Github PK Tool:Github PK Tool

[Question] Training doesn't start correctly

salusanga opened this issue · comments

Hi,
I work on a SLURM cluster, when I launch the training with an interactive job with SRUN the training starts correctly also with multiprocessing. When I submit a job via SBATCH (same GPUs, A6000 or A100) it prints the following:

"RuntimeError: One or more background workers are no longer alive. Exiting. Please check the print statements
bypassing sigterm"

I already explicitly set OMP_NUM_THREADS=1.

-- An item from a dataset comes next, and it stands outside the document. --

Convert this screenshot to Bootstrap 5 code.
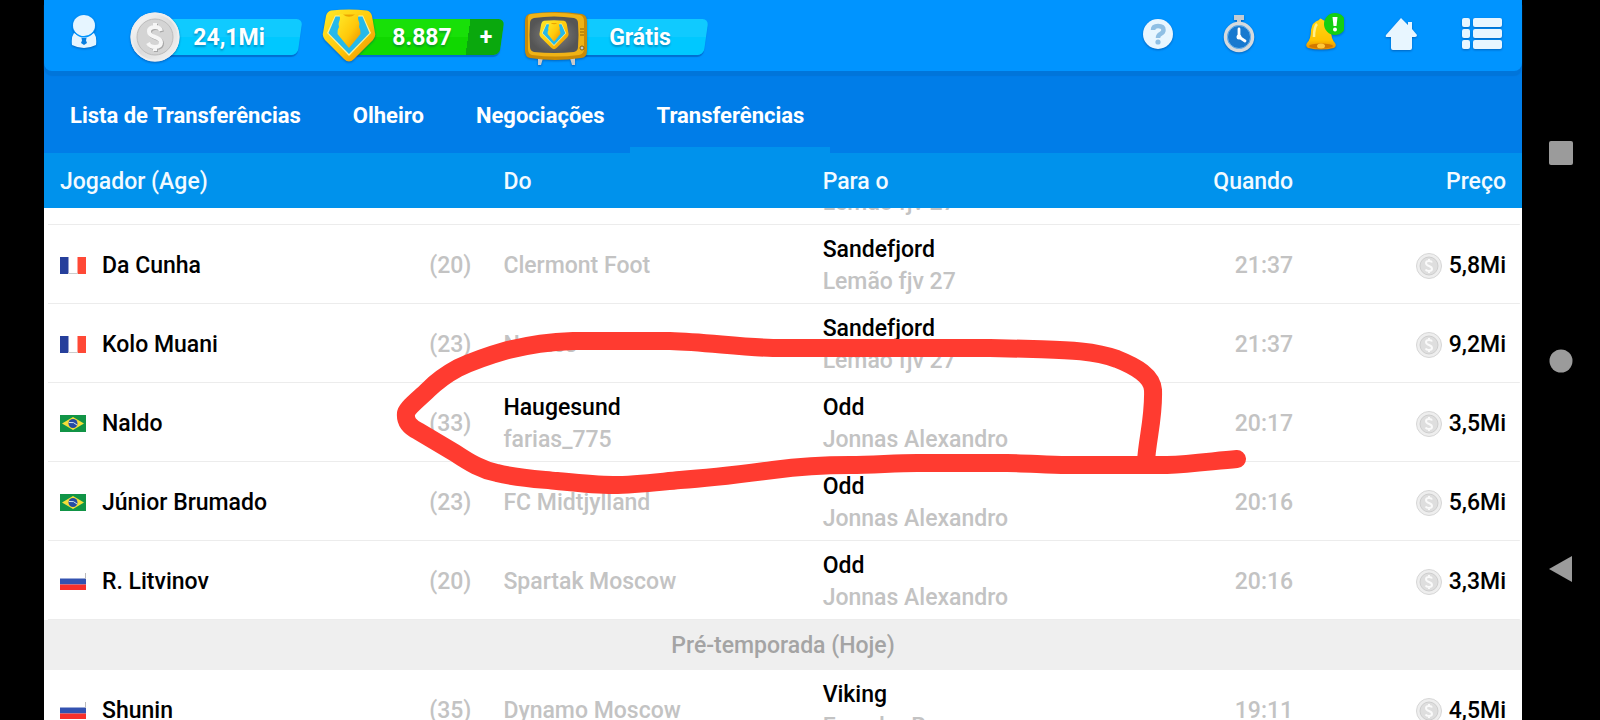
<!DOCTYPE html>
<html lang="pt-BR">
<head>
<meta charset="utf-8">
<meta name="viewport" content="width=device-width, initial-scale=1">
<title>Transferências</title>
<link rel="stylesheet" href="https://cdn.jsdelivr.net/npm/bootstrap@5.3.0/dist/css/bootstrap.min.css">
<style>
  body { font-family: Roboto, "Liberation Sans", sans-serif; font-size: 23px; font-weight: 500; background: #000; color: #000; }
  button { font-family: inherit; }
  .screen { padding-left: 44px; }
  .app { background: #fff; min-width: 0; }
  .tabs-area { background: #007de8; }
  .topbar { height: 71px; background: #0094ff; border-radius: 0 0 8px 8px; box-shadow: 0 5px 1px #0075da; margin-bottom: 6px; padding-left: 27px; }
  .plain { background: none; border: 0; padding: 0; color: inherit; }
  .profile { height: 64px; }
  .topbar svg { display: block; filter: drop-shadow(0 1px 1px rgba(0, 40, 110, .45)); }
  .wallet { gap: 20px; margin-left: 33px; }
  .pill { position: relative; height: 56px; color: #fff; font-weight: 700; text-shadow: 0 2px 2px rgba(0, 50, 100, .35); isolation: isolate; }
  .pill::before { content: ""; position: absolute; z-index: -1; left: 28px; right: 2px; top: 11px; height: 36px; background: var(--fill); border-radius: 0 6px 6px 0; transform: skewX(-8deg); box-shadow: 0 2px 1px rgba(0, 80, 170, .55); }
  .pill-cyan { --fill: linear-gradient(#10caff 50%, #00c8ff 50%); }
  .pill-green { --fill: linear-gradient(90deg, transparent calc(100% - 34px), #0aa80d 0), linear-gradient(#18e008 50%, #10d800 50%); }
  .pill-coins { width: 172px; }
  .pill-crest { width: 182px; }
  .pill-free { width: 184px; }
  .pill-text { flex: 1; text-align: center; line-height: 36px; }
  .pill-plus { width: 36px; line-height: 36px; }
  .tool { width: 81px; height: 68px; display: flex; align-items: center; justify-content: center; }
  .tab-link { display: block; height: 76px; padding: 0 26px; border-bottom: 6px solid transparent; color: #fff; font-size: 22px; font-weight: 700; line-height: 78px; text-decoration: none; }
  .tab-link.active { border-bottom-color: #0092ec; }
  .list-scroll { overflow-y: auto; scrollbar-width: none; min-height: 0; flex: 1 1 0; }
  .list-scroll::-webkit-scrollbar { display: none; }
  .transfers { width: 100%; table-layout: fixed; border-collapse: separate; border-spacing: 0; }
  .transfers th { height: 55px; padding: 4px 16px 0; background: #0092ec; color: #f2faff; font-weight: 500; }
  .transfers td { height: 79px; padding: 2px 16px 0; line-height: 32px; white-space: nowrap; }
  .transfers tbody tr { background: linear-gradient(#ececec, #ececec) 4px 100% / calc(100% - 6px) 1px no-repeat; }
  .transfers tbody tr.season { background: #efefef; }
  .transfers .season td { height: 50px; color: #a4a4a4; text-align: center; }
  .w-player { width: 30%; } .w-from { width: 21.6%; } .w-to { width: 23%; } .w-when { width: 11%; }
  .muted { color: #c3c3c3; }
  .flag { width: 26px; height: 17px; }
  .coin { width: 26px; height: 26px; }
  .price { gap: 7px; }
  .sysbar { width: 78px; padding: 48px 0; }
  .sysbar button { flex: 1; }
  .marker { position: absolute; inset: 0; width: 100%; height: 100%; z-index: 1030; pointer-events: none; }
</style>
</head>
<body>
<svg width="0" height="0" class="position-absolute" aria-hidden="true">
  <defs>
    <linearGradient id="gold" x1="0" y1="0" x2="1" y2="1"><stop offset="0" stop-color="#ffe928"/><stop offset=".55" stop-color="#ffc80a"/><stop offset="1" stop-color="#e88b00"/></linearGradient>
    <linearGradient id="goldV" x1="0" y1="0" x2="0" y2="1"><stop offset="0" stop-color="#ffd815"/><stop offset=".7" stop-color="#ffc200"/><stop offset="1" stop-color="#e58a00"/></linearGradient>
    <linearGradient id="silver" x1="0" y1="0" x2="1" y2="1"><stop offset="0" stop-color="#fff"/><stop offset=".5" stop-color="#dcdcdc"/><stop offset="1" stop-color="#f6f6f6"/></linearGradient>
    <radialGradient id="tube"><stop offset="0" stop-color="#858585"/><stop offset="1" stop-color="#555"/></radialGradient>
  </defs>
  <symbol id="crest" viewBox="0 0 54 54">
    <path d="M9 1.500Q27-.5 45 1.500Q49 2.500 50 7L53 24Q54 27 51 31L32 50Q27 55 22 50L3 31Q0 27 1 24L4 7Q5 2.500 9 1.500Z" fill="url(#gold)"/>
    <path d="M13 6.500H41L49 24L27 47L5 24Z" fill="#fff29a"/>
    <path d="M13.500 7.500H40.500L47.500 24L27 45L6.500 24Z" fill="#25b9ea"/>
    <path d="M17 5H37Q35 9 37 13Q38 15 37 18Q39 21 38.500 25L27 39L15.500 25Q15 21 17 18Q16 15 17 13Q19 9 17 5Z" fill="url(#gold)"/>
    <path d="M21 5.500Q27 10 33 5.500Z" fill="#eda400"/>
  </symbol>
  <symbol id="fr" viewBox="0 0 26 17"><path fill="#fff" d="M0 0h26v17H0z"/><path fill="#263f9b" d="M0 0h8.500v17H0z"/><path fill="#ff4936" d="M17.500 0H26v17h-8.500z"/><path d="M8 16.500h10" stroke="#ccc"/></symbol>
  <symbol id="br" viewBox="0 0 26 17"><path fill="#119446" d="M0 0h26v17H0z"/><path fill="#f4de3a" d="M2 8.500L13 2l11 6.500L13 15z"/><circle cx="13" cy="8.500" r="4.500" fill="#254ba5"/><path d="M9 7.500q5-1 8 2.500" stroke="#cfe3f3" stroke-width="1" fill="none"/></symbol>
  <symbol id="ru" viewBox="0 0 26 17"><path fill="#fff" d="M0 0h26v6H0z"/><path fill="#3352b0" d="M0 5.500h26v6H0z"/><path fill="#f7302b" d="M0 11.500h26V17H0z"/><path d="M25.500 0v6" stroke="#bbb"/></symbol>
  <symbol id="coin" viewBox="0 0 50 50">
    <circle cx="25" cy="25" r="24.500" fill="url(#silver)"/><circle cx="25" cy="25" r="23.500" fill="none" stroke="#eee" stroke-width="2"/>
    <circle cx="25" cy="25" r="18" fill="#d4d4d4" stroke="#bcbcbc"/>
    <path d="M31 19Q30 15 25 15Q19 15 19 19.500Q19 23 25 25Q31 27 31 30.500Q31 35 25 35Q20 35 18 31M25 11v4M25 35v4" fill="none" stroke="#a6a6a6" stroke-width="4" transform="translate(1 1)"/>
    <path d="M31 19Q30 15 25 15Q19 15 19 19.500Q19 23 25 25Q31 27 31 30.500Q31 35 25 35Q20 35 18 31M25 11v4M25 35v4" fill="none" stroke="#f6f6f6" stroke-width="4"/>
  </symbol>
  <symbol id="coin-sm" viewBox="0 0 26 26">
    <circle cx="13" cy="13" r="12.500" fill="#eee" stroke="#d6d6d6"/><circle cx="13" cy="13" r="9" fill="#dedede" stroke="#cecece"/>
    <path d="M16 9.500Q15.500 8 13 8Q10 8 10 10Q10 12 13 13Q16 14 16 16Q16 18 13 18Q10.500 18 9.500 16.500M13 6v2M13 18v2" fill="none" stroke="#fafafa" stroke-width="2"/>
  </symbol>
</svg>

<div class="screen d-flex vh-100 position-relative overflow-hidden">
  <div class="app flex-fill d-flex flex-column">
    <div class="tabs-area">
      <header class="topbar d-flex">
        <button class="plain profile d-flex align-items-center" aria-label="Perfil">
          <svg width="26" height="34" viewBox="0 0 26 34"><path d="M3 18Q0 22 1 30Q13 36 25 30Q26 22 23 18Q13 25 3 18Z" fill="#e6f5ff"/><path d="M10.500 23h5l-.5 2.500 1 2.500-3 2-3-2 1-2.500z" fill="#087ee0"/><ellipse cx="13" cy="11" rx="11.500" ry="11.500" fill="#0094ff"/><ellipse cx="13" cy="10.500" rx="11" ry="10.500" fill="#e6f5ff"/></svg>
        </button>
        <div class="wallet d-flex pt-2">
          <div class="pill pill-cyan pill-coins d-flex">
            <svg class="mt-1" width="50" height="50"><use href="#coin"/></svg>
            <span class="pill-text pe-4 mt-2 pt-1">24,1Mi</span>
          </div>
          <div class="pill pill-green pill-crest d-flex">
            <svg width="54" height="56" viewBox="0 0 54 54"><use href="#crest"/></svg>
            <span class="pill-text mt-2 pt-1">8.887</span>
            <button class="plain pill-plus fw-bold mt-1" aria-label="Comprar">+</button>
          </div>
          <button class="plain pill pill-cyan pill-free d-flex">
            <svg class="mt-1" width="64" height="54" viewBox="0 0 64 54"><path d="M14 46h5l-2 7h-3zM46 46h5v7h-3z" fill="#c9c9c9"/><path d="M5 2Q31-2 58 2Q63 3 63 10V38Q63 46 57 46Q31 50 6 46Q1 45 1 38V10Q1 3 5 2Z" fill="#c98a06"/><path d="M7 2Q31-1 56 3Q60 4 60 9V37Q60 42 55 43Q31 46 8 43Q4 42 4 37V9Q3 3 7 2Z" fill="#f0b316"/><path d="M10 6Q30 3 50 6Q54 7 54 11Q55 23 54 35Q54 39 50 40Q30 42 10 40Q6 39 6 35Q5 23 6 11Q6 7 10 6Z" fill="url(#tube)"/><path d="M56 17h4M56 20h4M56 23h4" stroke="#8d6508" stroke-width="1"/><circle cx="58" cy="36" r="2" fill="#ccc" stroke="#806010"/><use href="#crest" x="15" y="8" width="30" height="30"/></svg>
            <span class="pill-text pe-3 mt-2 pt-1">Grátis</span>
          </button>
        </div>
        <nav class="d-flex ms-auto" aria-label="Ferramentas">
          <button class="plain tool" aria-label="Ajuda"><svg width="32" height="32" viewBox="0 0 32 32"><circle cx="16" cy="16" r="15" fill="#e8f6ff"/><path d="M11 12Q11 8 16 8Q21.500 8 21.500 12Q21.500 14.500 18.500 16Q16 17.300 16 20" stroke="#8fbfe4" stroke-width="4.500" fill="none"/><circle cx="16" cy="24" r="2.600" fill="#8fbfe4"/></svg></button>
          <button class="plain tool" aria-label="Cronômetro"><svg width="32" height="38" viewBox="0 0 32 38"><path d="M11 0h10v5h-3v4h-4V5h-3z" fill="#c3cbd2"/><circle cx="16" cy="22" r="13.500" fill="#1879cf" stroke="#d5dadd" stroke-width="3.500"/><circle cx="16" cy="22" r="11.500" fill="none" stroke="#72b7ee"/><path d="M16 14v8l6 4" stroke="#fff" stroke-width="2.800" fill="none" stroke-linecap="round"/><circle cx="16" cy="22" r="2.500" fill="#fff"/></svg></button>
          <button class="plain tool" aria-label="Notificações"><svg width="48" height="42" viewBox="-3 3 48 42"><path d="M20 10Q21 7 24 10Q31 12 32 20Q32 29 36 33Q38 36 35 38Q22 41 9 38Q6 36 8 33Q12 29 12 20Q13 12 20 10Z" fill="url(#goldV)"/><path d="M18 14Q15 17 15 27" stroke="#fff08a" stroke-width="2.500" fill="none"/><ellipse cx="22" cy="36" rx="12" ry="2.500" fill="#d27800"/><ellipse cx="22" cy="36" rx="4" ry="2.500" fill="#ffc83a"/><circle cx="36" cy="14" r="11" fill="#14cf12"/><path d="M33.500 7h5l-1 9h-3z" fill="#fff"/><circle cx="36" cy="19.500" r="2" fill="#fff"/></svg></button>
          <button class="plain tool" aria-label="Início"><svg width="32" height="34" viewBox="0 0 32 34"><path d="M16 1L23 8V5h4v7l5 6q0 2-2 2h-3v11q0 2-2 2H8q-2 0-2-2V20H2q-2 0-1-2z" fill="#e8f6ff"/></svg></button>
          <button class="plain tool" aria-label="Menu"><svg width="42" height="34" viewBox="0 0 42 34" fill="#e8f6ff"><rect x="1" y="1" width="8" height="9" rx="2"/><rect x="12" y="1" width="29" height="9" rx="2"/><rect x="1" y="12" width="8" height="9" rx="2"/><rect x="12" y="12" width="29" height="9" rx="2"/><rect x="1" y="23" width="8" height="9" rx="2"/><rect x="12" y="23" width="29" height="9" rx="2"/></svg></button>
        </nav>
      </header>
      <nav class="d-flex" aria-label="Seções">
        <a class="tab-link" href="#lista">Lista de Transferências</a>
        <a class="tab-link" href="#olheiro">Olheiro</a>
        <a class="tab-link" href="#negociacoes">Negociações</a>
        <a class="tab-link active" href="#transferencias" aria-current="page">Transferências</a>
      </nav>
    </div>

    <main class="list-scroll" id="transferencias">
      <table class="transfers">
        <colgroup><col class="w-player"><col class="w-from"><col class="w-to"><col class="w-when"><col></colgroup>
        <thead class="sticky-top">
          <tr><th>Jogador (Age)</th><th>Do</th><th>Para o</th><th class="text-end">Quando</th><th class="text-end">Preço</th></tr>
        </thead>
        <tbody>
          <tr><td></td><td></td><td>Sandefjord<div class="muted">Lemão fjv 27</div></td><td></td><td></td></tr>
          <tr><td><div class="d-flex align-items-center gap-3"><svg class="flag"><use href="#fr"/></svg><span>Da Cunha</span><span class="muted ms-auto">(20)</span></div></td><td class="muted">Clermont Foot</td><td>Sandefjord<div class="muted">Lemão fjv 27</div></td><td class="muted text-end">21:37</td><td><div class="price d-flex align-items-center justify-content-end"><svg class="coin"><use href="#coin-sm"/></svg>5,8Mi</div></td></tr>
          <tr><td><div class="d-flex align-items-center gap-3"><svg class="flag"><use href="#fr"/></svg><span>Kolo Muani</span><span class="muted ms-auto">(23)</span></div></td><td class="muted">Nantes</td><td>Sandefjord<div class="muted">Lemão fjv 27</div></td><td class="muted text-end">21:37</td><td><div class="price d-flex align-items-center justify-content-end"><svg class="coin"><use href="#coin-sm"/></svg>9,2Mi</div></td></tr>
          <tr><td><div class="d-flex align-items-center gap-3"><svg class="flag"><use href="#br"/></svg><span>Naldo</span><span class="muted ms-auto">(33)</span></div></td><td>Haugesund<div class="muted">farias_775</div></td><td>Odd<div class="muted">Jonnas Alexandro</div></td><td class="muted text-end">20:17</td><td><div class="price d-flex align-items-center justify-content-end"><svg class="coin"><use href="#coin-sm"/></svg>3,5Mi</div></td></tr>
          <tr><td><div class="d-flex align-items-center gap-3"><svg class="flag"><use href="#br"/></svg><span>Júnior Brumado</span><span class="muted ms-auto">(23)</span></div></td><td class="muted">FC Midtjylland</td><td>Odd<div class="muted">Jonnas Alexandro</div></td><td class="muted text-end">20:16</td><td><div class="price d-flex align-items-center justify-content-end"><svg class="coin"><use href="#coin-sm"/></svg>5,6Mi</div></td></tr>
          <tr><td><div class="d-flex align-items-center gap-3"><svg class="flag"><use href="#ru"/></svg><span>R. Litvinov</span><span class="muted ms-auto">(20)</span></div></td><td class="muted">Spartak Moscow</td><td>Odd<div class="muted">Jonnas Alexandro</div></td><td class="muted text-end">20:16</td><td><div class="price d-flex align-items-center justify-content-end"><svg class="coin"><use href="#coin-sm"/></svg>3,3Mi</div></td></tr>
          <tr class="season"><td colspan="5">Pré-temporada (Hoje)</td></tr>
          <tr><td><div class="d-flex align-items-center gap-3"><svg class="flag"><use href="#ru"/></svg><span>Shunin</span><span class="muted ms-auto">(35)</span></div></td><td class="muted">Dynamo Moscow</td><td>Viking<div class="muted">Evandro R</div></td><td class="muted text-end">19:11</td><td><div class="price d-flex align-items-center justify-content-end"><svg class="coin"><use href="#coin-sm"/></svg>4,5Mi</div></td></tr>
        </tbody>
      </table>
    </main>
  </div>

  <nav class="sysbar d-flex flex-column flex-shrink-0" aria-label="Sistema">
    <button class="plain" aria-label="Recentes"><svg width="24" height="24"><rect width="24" height="24" rx="2" fill="#9b9b9b"/></svg></button>
    <button class="plain" aria-label="Tela inicial"><svg width="24" height="24"><circle cx="12" cy="12" r="11.500" fill="#9b9b9b"/></svg></button>
    <button class="plain" aria-label="Voltar"><svg width="24" height="28"><path d="M0 14L23 1v26z" fill="#9b9b9b"/></svg></button>
  </nav>

  <!-- Hand-drawn marker stroke over the list -->
  <svg class="marker" viewBox="0 0 1600 720" aria-hidden="true">
    <path d="M1146 462C1147 440 1154 418 1153 390C1152 376 1137 367 1117 359C1092 350 1062 350 1033 349L990 348H773C738 347 705 342 670 341H573C548 342 528 345 508 350C487 356 473 361 458 368C445 375 437 381 428 390C420 398 408 407 406 413C405 422 410 427 418 431L455 453C470 463 482 470 497 473C517 478 537 479 557 481C577 483 595 485 613 485C636 485 658 482 680 480C712 478 743 474 773 470C803 466 825 465 850 465C873 465 895 463 917 463H1007C1027 463 1047 465 1067 465H1167C1192 464 1213 461 1237 459" fill="none" stroke="#ff3b30" stroke-width="18" stroke-linecap="round" stroke-linejoin="round"/>
  </svg>
</div>
<script src="https://cdn.jsdelivr.net/npm/bootstrap@5.3.0/dist/js/bootstrap.bundle.min.js"></script>
<script>
  // Open the list just past the first transfer.
  document.getElementById('transferencias').scrollTop = 62;
</script>
</body>
</html>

I do not get the error if i set also the flag -o augment_cfg.multiprocessing=False when submitting with SBATCH, therefore it seems something related to multiprocessing.

nndet_env gives:

PyTorch Version: 1.10.2
PyTorch Debug: False
PyTorch CUDA: 11.3
PyTorch Backend cudnn: 8200
PyTorch CUDA Arch List: ['sm_37', 'sm_50', 'sm_60', 'sm_61', 'sm_70', 'sm_75', 'sm_80', 'sm_86', 'compute_37>
PyTorch Current Device Capability: (8, 6)
PyTorch CUDA available: True


----- System Information -----
System NVCC: nvcc: NVIDIA (R) Cuda compiler driver
Copyright (c) 2005-2021 NVIDIA Corporation
Built on Sun_Feb_14_21:12:58_PST_2021
Cuda compilation tools, release 11.2, V11.2.152
Build cuda_11.2.r11.2/compiler.29618528_0

System Arch List: 8.0 8.6
System OMP_NUM_THREADS: 1
System CUDA_HOME is None: True
System CPU Count: 128
Python Version: 3.8.18 (default, Sep 11 2023, 13:40:15)
[GCC 11.2.0]


----- nnDetection Information -----
det_num_threads 12
det_data is set True
det_models is set True

Thanks!

UPDATE: somehow the problem was related to det_num_threads=12, setting it up to 10 works.